▶ _SOURCE MATERIAL_
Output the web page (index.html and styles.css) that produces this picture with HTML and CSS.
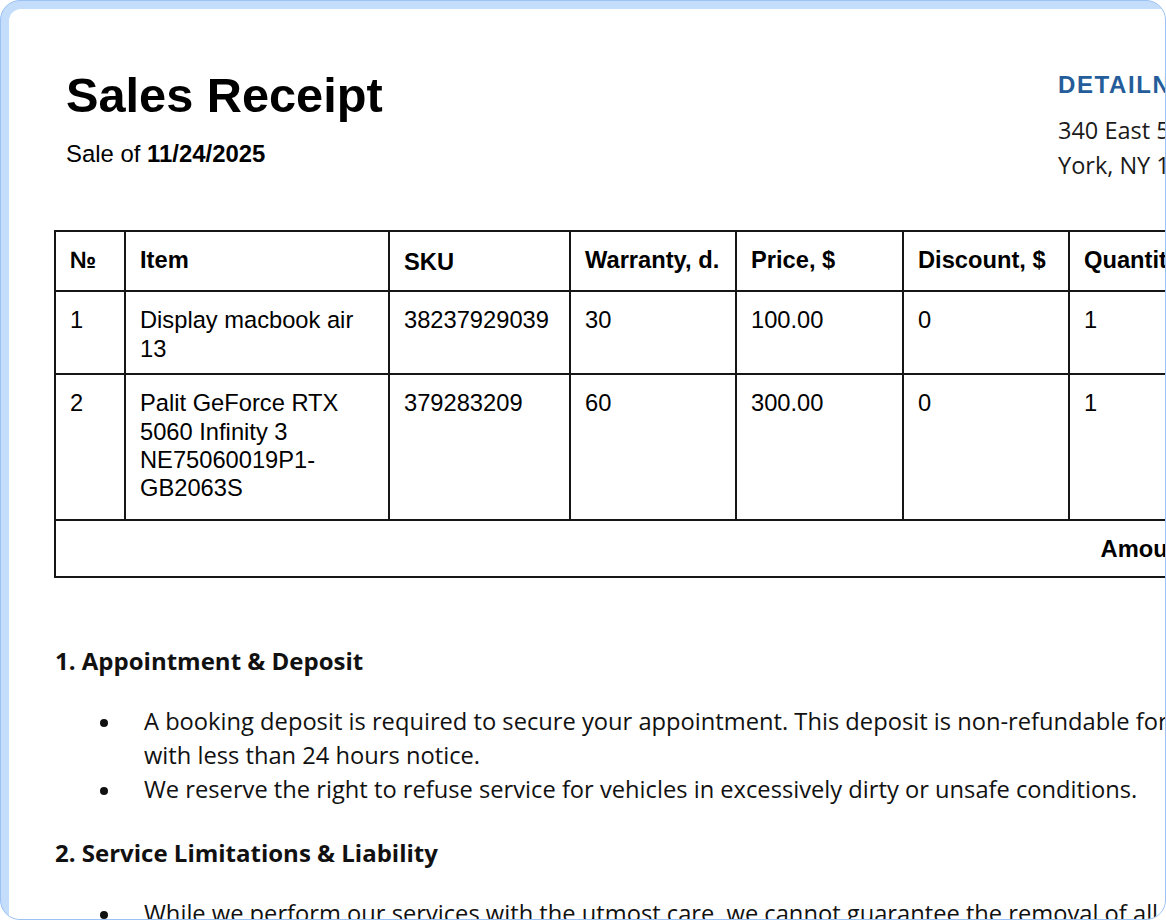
FILE: index.html
```html
<!DOCTYPE html>
<html lang="en">
<head>
<meta charset="utf-8">
<title>Sales Receipt</title>
<link rel="stylesheet" href="styles.css">
</head>
<body>
<div class="frame">
  <div class="sheet">
    <div class="doc">
      <header class="doc-header">
        <div class="doc-title">
          <h1 class="title">Sales Receipt</h1>
          <p class="subtitle">Sale of <b>11/24/2025</b></p>
        </div>
        <div class="company">
          <div class="company-name">DETAILNYC</div>
          <div class="company-address">340 East 57th Street, New<br>York, NY 10022</div>
        </div>
      </header>

      <table class="items">
        <colgroup>
          <col class="c-num"><col class="c-item"><col class="c-sku"><col class="c-war">
          <col class="c-price"><col class="c-disc"><col class="c-qty"><col class="c-sum">
        </colgroup>
        <thead>
          <tr class="row-head">
            <th>№</th><th>Item</th><th class="th-low">SKU</th><th>Warranty, d.</th>
            <th>Price, $</th><th>Discount, $</th><th>Quantity</th><th>Sum, $</th>
          </tr>
        </thead>
        <tbody>
          <tr class="row-1">
            <td>1</td><td>Display macbook air 13</td><td>38237929039</td><td>30</td>
            <td>100.00</td><td>0</td><td>1</td><td>100.00</td>
          </tr>
          <tr class="row-2">
            <td>2</td><td>Palit GeForce RTX 5060 Infinity 3 NE75060019P1-GB2063S</td><td>379283209</td><td>60</td>
            <td>300.00</td><td>0</td><td>1</td><td>300.00</td>
          </tr>
          <tr class="row-total">
            <td colspan="8" class="total">Amount: 400.00</td>
          </tr>
        </tbody>
      </table>

      <section class="terms">
        <h3 class="term-title">1. Appointment &amp; Deposit</h3>
        <ul class="term-list">
          <li>A booking deposit is required to secure your appointment. This deposit is non-refundable for cancellations made with less than 24 hours notice.</li>
          <li>We reserve the right to refuse service for vehicles in excessively dirty or unsafe conditions.</li>
        </ul>
        <h3 class="term-title">2. Service Limitations &amp; Liability</h3>
        <ul class="term-list">
          <li>While we perform our services with the utmost care, we cannot guarantee the removal of all stains, scratches or odors.</li>
        </ul>
      </section>
    </div>
  </div>
</div>
</body>
</html>
```

FILE: styles.css
```css
html, body {
  margin: 0;
  padding: 0;
  background: #ffffff;
}

.frame {
  box-sizing: border-box;
  width: 1166px;
  height: 920px;
  border: 1.5px solid #9bc2f3;
  border-radius: 20px;
  background: #c4ddfb;
  overflow: hidden;
  padding: 8px 0 0 8px;
}

.sheet {
  height: 100%;
  background: #ffffff;
  border-top-left-radius: 12px;
  overflow: hidden;
}

.doc {
  width: 1400px;
  padding: 58px 0 0 45px;
  color: #111;
}

.doc-header {
  display: flex;
  align-items: flex-start;
}

.doc-title {
  flex: 1;
  padding-left: 12px;
}

.title {
  margin: 0;
  font-family: "Liberation Sans", Arial, sans-serif;
  font-weight: bold;
  font-size: 48.7px;
  line-height: 56px;
  color: #000;
}

.subtitle {
  margin: 17px 0 0;
  font-family: "Liberation Sans", Arial, sans-serif;
  font-size: 23.9px;
  line-height: 28px;
  color: #000;
}

.company {
  width: 396px;
  margin-top: 4px;
}

.company-name {
  font-family: "Liberation Sans", Arial, sans-serif;
  font-weight: bold;
  font-size: 24px;
  letter-spacing: 1.6px;
  line-height: 28px;
  color: #245d99;
}

.company-address {
  margin-top: 14px;
  font-family: "Open Sans", "Noto Sans", sans-serif;
  font-size: 23.5px;
  line-height: 35px;
  color: #1a1a1a;
  white-space: nowrap;
}

.items {
  margin-top: 47px;
  width: 1346px;
  table-layout: fixed;
  border-collapse: collapse;
  border: 2px solid #161616;
  font-family: "Liberation Sans", Arial, sans-serif;
  font-size: 23.7px;
  line-height: 28.3px;
  color: #000;
}

.c-num { width: 70px; }
.c-item { width: 264px; }
.c-sku { width: 181px; }
.c-war { width: 166px; }
.c-price { width: 167px; }
.c-disc { width: 166px; }
.c-qty { width: 166px; }
.c-sum { width: 166px; }

.items th,
.items td {
  border: 2px solid #161616;
  padding: 14px 14px 8px;
  text-align: left;
  vertical-align: top;
}

.items th {
  font-weight: bold;
  vertical-align: middle;
  padding: 12px 14px 14px;
}

.items th.th-low {
  padding-top: 16px;
}

.row-head { height: 59px; }
.row-1 { height: 83px; }
.row-2 { height: 146px; }
.row-total { height: 57px; }

.items td.total {
  text-align: right;
  vertical-align: middle;
  font-weight: bold;
  padding: 13px 123px 13px 14px;
}

.terms {
  margin-top: 66px;
  font-family: "Open Sans", "Noto Sans", sans-serif;
  color: #111;
}

.term-title {
  margin: 0 0 0 1px;
  font-size: 24px;
  font-weight: bold;
  line-height: 34px;
}

.term-list {
  list-style: none;
  margin: 26px 0 30px;
  padding: 0 0 0 90px;
  font-size: 23.7px;
  line-height: 34px;
  width: 1265px;
}

.term-list li::before {
  content: "";
  display: inline-block;
  width: 8px;
  height: 8px;
  border-radius: 50%;
  background: #111;
  margin-left: -44px;
  margin-right: 36px;
  vertical-align: 3px;
}
```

▶ _GIVEN REQUEST_
Omitting all images, print the listing exactly.

▶ _ANSWER FOR THIS EXERCISE_
Output the web page (index.html and styles.css) that produces this picture with HTML and CSS.
FILE: index.html
```html
<!DOCTYPE html>
<html lang="en">
<head>
<meta charset="utf-8">
<title>Sales Receipt</title>
<link rel="stylesheet" href="styles.css">
</head>
<body>
<div class="frame">
  <div class="sheet">
    <div class="doc">
      <header class="doc-header">
        <div class="doc-title">
          <h1 class="title">Sales Receipt</h1>
          <p class="subtitle">Sale of <b>11/24/2025</b></p>
        </div>
        <div class="company">
          <div class="company-name">DETAILNYC</div>
          <div class="company-address">340 East 57th Street, New<br>York, NY 10022</div>
        </div>
      </header>

      <table class="items">
        <colgroup>
          <col class="c-num"><col class="c-item"><col class="c-sku"><col class="c-war">
          <col class="c-price"><col class="c-disc"><col class="c-qty"><col class="c-sum">
        </colgroup>
        <thead>
          <tr class="row-head">
            <th>№</th><th>Item</th><th class="th-low">SKU</th><th>Warranty, d.</th>
            <th>Price, $</th><th>Discount, $</th><th>Quantity</th><th>Sum, $</th>
          </tr>
        </thead>
        <tbody>
          <tr class="row-1">
            <td>1</td><td>Display macbook air 13</td><td>38237929039</td><td>30</td>
            <td>100.00</td><td>0</td><td>1</td><td>100.00</td>
          </tr>
          <tr class="row-2">
            <td>2</td><td>Palit GeForce RTX 5060 Infinity 3 NE75060019P1-GB2063S</td><td>379283209</td><td>60</td>
            <td>300.00</td><td>0</td><td>1</td><td>300.00</td>
          </tr>
          <tr class="row-total">
            <td colspan="8" class="total">Amount: 400.00</td>
          </tr>
        </tbody>
      </table>

      <section class="terms">
        <h3 class="term-title">1. Appointment &amp; Deposit</h3>
        <ul class="term-list">
          <li>A booking deposit is required to secure your appointment. This deposit is non-refundable for cancellations made with less than 24 hours notice.</li>
          <li>We reserve the right to refuse service for vehicles in excessively dirty or unsafe conditions.</li>
        </ul>
        <h3 class="term-title">2. Service Limitations &amp; Liability</h3>
        <ul class="term-list">
          <li>While we perform our services with the utmost care, we cannot guarantee the removal of all stains, scratches or odors.</li>
        </ul>
      </section>
    </div>
  </div>
</div>
</body>
</html>
```

FILE: styles.css
```css
html, body {
  margin: 0;
  padding: 0;
  background: #ffffff;
}

.frame {
  box-sizing: border-box;
  width: 1166px;
  height: 920px;
  border: 1.5px solid #9bc2f3;
  border-radius: 20px;
  background: #c4ddfb;
  overflow: hidden;
  padding: 8px 0 0 8px;
}

.sheet {
  height: 100%;
  background: #ffffff;
  border-top-left-radius: 12px;
  overflow: hidden;
}

.doc {
  width: 1400px;
  padding: 58px 0 0 45px;
  color: #111;
}

.doc-header {
  display: flex;
  align-items: flex-start;
}

.doc-title {
  flex: 1;
  padding-left: 12px;
}

.title {
  margin: 0;
  font-family: "Liberation Sans", Arial, sans-serif;
  font-weight: bold;
  font-size: 48.7px;
  line-height: 56px;
  color: #000;
}

.subtitle {
  margin: 17px 0 0;
  font-family: "Liberation Sans", Arial, sans-serif;
  font-size: 23.9px;
  line-height: 28px;
  color: #000;
}

.company {
  width: 396px;
  margin-top: 4px;
}

.company-name {
  font-family: "Liberation Sans", Arial, sans-serif;
  font-weight: bold;
  font-size: 24px;
  letter-spacing: 1.6px;
  line-height: 28px;
  color: #245d99;
}

.company-address {
  margin-top: 14px;
  font-family: "Open Sans", "Noto Sans", sans-serif;
  font-size: 23.5px;
  line-height: 35px;
  color: #1a1a1a;
  white-space: nowrap;
}

.items {
  margin-top: 47px;
  width: 1346px;
  table-layout: fixed;
  border-collapse: collapse;
  border: 2px solid #161616;
  font-family: "Liberation Sans", Arial, sans-serif;
  font-size: 23.7px;
  line-height: 28.3px;
  color: #000;
}

.c-num { width: 70px; }
.c-item { width: 264px; }
.c-sku { width: 181px; }
.c-war { width: 166px; }
.c-price { width: 167px; }
.c-disc { width: 166px; }
.c-qty { width: 166px; }
.c-sum { width: 166px; }

.items th,
.items td {
  border: 2px solid #161616;
  padding: 14px 14px 8px;
  text-align: left;
  vertical-align: top;
}

.items th {
  font-weight: bold;
  vertical-align: middle;
  padding: 12px 14px 14px;
}

.items th.th-low {
  padding-top: 16px;
}

.row-head { height: 59px; }
.row-1 { height: 83px; }
.row-2 { height: 146px; }
.row-total { height: 57px; }

.items td.total {
  text-align: right;
  vertical-align: middle;
  font-weight: bold;
  padding: 13px 123px 13px 14px;
}

.terms {
  margin-top: 66px;
  font-family: "Open Sans", "Noto Sans", sans-serif;
  color: #111;
}

.term-title {
  margin: 0 0 0 1px;
  font-size: 24px;
  font-weight: bold;
  line-height: 34px;
}

.term-list {
  list-style: none;
  margin: 26px 0 30px;
  padding: 0 0 0 90px;
  font-size: 23.7px;
  line-height: 34px;
  width: 1265px;
}

.term-list li::before {
  content: "";
  display: inline-block;
  width: 8px;
  height: 8px;
  border-radius: 50%;
  background: #111;
  margin-left: -44px;
  margin-right: 36px;
  vertical-align: 3px;
}
```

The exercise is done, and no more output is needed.